__WHAT YOU WILL DO__: Quote the whole listing word for word. Do not include the pictures.

__WORKING DATA__:
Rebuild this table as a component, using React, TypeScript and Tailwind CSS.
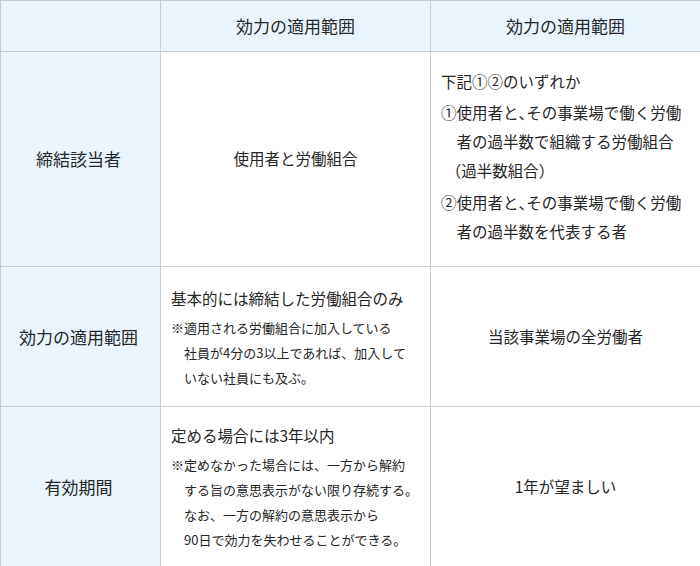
const font = { fontFamily: '"Noto Sans CJK JP", "Noto Sans", sans-serif' };

function Label({ children }: { children: React.ReactNode }) {
  return (
    <div className="flex items-center justify-center bg-[#e9f4fd] border-r border-b border-[#cccccc] text-[17px] pr-[4px]">
      {children}
    </div>
  );
}

function Cell({ children, center }: { children: React.ReactNode; center?: boolean }) {
  return (
    <div
      className={`flex flex-col justify-center border-r border-b border-[#cccccc] px-[10px] ${
        center ? 'items-center text-[15.5px]' : ''
      }`}
    >
      {children}
    </div>
  );
}

function Note({ lines }: { lines: string[] }) {
  return (
    <div className="text-[13px] leading-[25px] mt-[2px] whitespace-nowrap">
      {lines.map((l, i) => (
        <div key={i} className={i > 0 ? 'pl-[1em]' : ''}>
          {l}
        </div>
      ))}
    </div>
  );
}

// half-width comma, as in the original
const Comma = () => <span className="[font-feature-settings:'halt']">、</span>;

export default function App() {
  return (
    <div className="w-[700px] h-[566px] bg-white text-[#262626] overflow-hidden" style={font}>
      <div className="grid grid-cols-[160px_270px_270px] grid-rows-[51px_215px_140px_160px] border-l border-t border-[#cccccc]">
        {/* header */}
        <div className="bg-[#e9f4fd] border-r border-b border-[#cccccc]" />
        <div className="flex items-center justify-center bg-[#e9f4fd] border-r border-b border-[#cccccc] text-[17px]">
          効力の適用範囲
        </div>
        <div className="flex items-center justify-center bg-[#e9f4fd] border-r border-b border-[#cccccc] text-[17px]">
          効力の適用範囲
        </div>

        {/* 締結該当者 */}
        <Label>締結該当者</Label>
        <Cell center>使用者と労働組合</Cell>
        <Cell>
          <div className="text-[15.5px] leading-[29px] whitespace-nowrap -mt-[6px]">
            <div>下記①②のいずれか</div>
            <div className="mt-[2px]">
              ①使用者と<Comma />その事業場で働く労働
            </div>
            <div className="pl-[1em]">者の過半数で組織する労働組合</div>
            <div className="pl-[0.3em]">（過半数組合）</div>
            <div className="mt-[3px]">
              ②使用者と<Comma />その事業場で働く労働
            </div>
            <div className="pl-[1em]">者の過半数を代表する者</div>
          </div>
        </Cell>

        {/* 効力の適用範囲 */}
        <Label>効力の適用範囲</Label>
        <Cell>
          <div className="text-[15.5px] leading-[29px] whitespace-nowrap">基本的には締結した労働組合のみ</div>
          <Note lines={['※適用される労働組合に加入している', '社員が4分の3以上であれば、加入して', 'いない社員にも及ぶ。']} />
        </Cell>
        <Cell center>当該事業場の全労働者</Cell>

        {/* 有効期間 */}
        <Label>有効期間</Label>
        <Cell>
          <div className="text-[15.5px] leading-[29px] whitespace-nowrap">定める場合には3年以内</div>
          <Note
            lines={[
              '※定めなかった場合には、一方から解約',
              'する旨の意思表示がない限り存続する。',
              'なお、一方の解約の意思表示から',
              '90日で効力を失わせることができる。',
            ]}
          />
        </Cell>
        <Cell center>1年が望ましい</Cell>
      </div>
    </div>
  );
}
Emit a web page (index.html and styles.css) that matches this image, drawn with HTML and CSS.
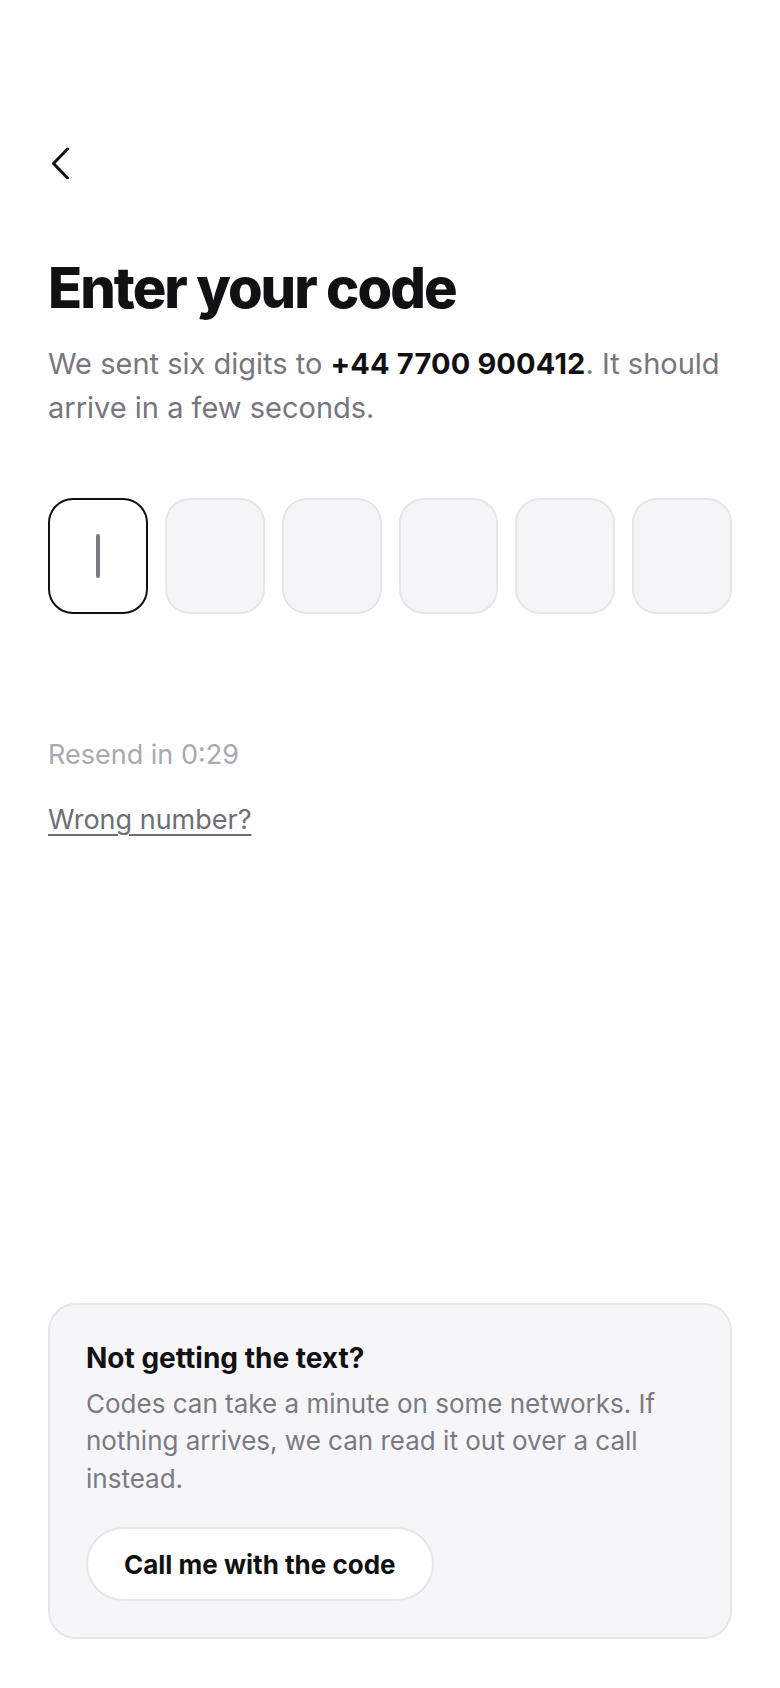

__CORRECT RESPONSE__:
Rebuild this table as a component, using React, TypeScript and Tailwind CSS.
const font = { fontFamily: '"Noto Sans CJK JP", "Noto Sans", sans-serif' };

function Label({ children }: { children: React.ReactNode }) {
  return (
    <div className="flex items-center justify-center bg-[#e9f4fd] border-r border-b border-[#cccccc] text-[17px] pr-[4px]">
      {children}
    </div>
  );
}

function Cell({ children, center }: { children: React.ReactNode; center?: boolean }) {
  return (
    <div
      className={`flex flex-col justify-center border-r border-b border-[#cccccc] px-[10px] ${
        center ? 'items-center text-[15.5px]' : ''
      }`}
    >
      {children}
    </div>
  );
}

function Note({ lines }: { lines: string[] }) {
  return (
    <div className="text-[13px] leading-[25px] mt-[2px] whitespace-nowrap">
      {lines.map((l, i) => (
        <div key={i} className={i > 0 ? 'pl-[1em]' : ''}>
          {l}
        </div>
      ))}
    </div>
  );
}

// half-width comma, as in the original
const Comma = () => <span className="[font-feature-settings:'halt']">、</span>;

export default function App() {
  return (
    <div className="w-[700px] h-[566px] bg-white text-[#262626] overflow-hidden" style={font}>
      <div className="grid grid-cols-[160px_270px_270px] grid-rows-[51px_215px_140px_160px] border-l border-t border-[#cccccc]">
        {/* header */}
        <div className="bg-[#e9f4fd] border-r border-b border-[#cccccc]" />
        <div className="flex items-center justify-center bg-[#e9f4fd] border-r border-b border-[#cccccc] text-[17px]">
          効力の適用範囲
        </div>
        <div className="flex items-center justify-center bg-[#e9f4fd] border-r border-b border-[#cccccc] text-[17px]">
          効力の適用範囲
        </div>

        {/* 締結該当者 */}
        <Label>締結該当者</Label>
        <Cell center>使用者と労働組合</Cell>
        <Cell>
          <div className="text-[15.5px] leading-[29px] whitespace-nowrap -mt-[6px]">
            <div>下記①②のいずれか</div>
            <div className="mt-[2px]">
              ①使用者と<Comma />その事業場で働く労働
            </div>
            <div className="pl-[1em]">者の過半数で組織する労働組合</div>
            <div className="pl-[0.3em]">（過半数組合）</div>
            <div className="mt-[3px]">
              ②使用者と<Comma />その事業場で働く労働
            </div>
            <div className="pl-[1em]">者の過半数を代表する者</div>
          </div>
        </Cell>

        {/* 効力の適用範囲 */}
        <Label>効力の適用範囲</Label>
        <Cell>
          <div className="text-[15.5px] leading-[29px] whitespace-nowrap">基本的には締結した労働組合のみ</div>
          <Note lines={['※適用される労働組合に加入している', '社員が4分の3以上であれば、加入して', 'いない社員にも及ぶ。']} />
        </Cell>
        <Cell center>当該事業場の全労働者</Cell>

        {/* 有効期間 */}
        <Label>有効期間</Label>
        <Cell>
          <div className="text-[15.5px] leading-[29px] whitespace-nowrap">定める場合には3年以内</div>
          <Note
            lines={[
              '※定めなかった場合には、一方から解約',
              'する旨の意思表示がない限り存続する。',
              'なお、一方の解約の意思表示から',
              '90日で効力を失わせることができる。',
            ]}
          />
        </Cell>
        <Cell center>1年が望ましい</Cell>
      </div>
    </div>
  );
}
Emit a web page (index.html and styles.css) that matches this image, drawn with HTML and CSS.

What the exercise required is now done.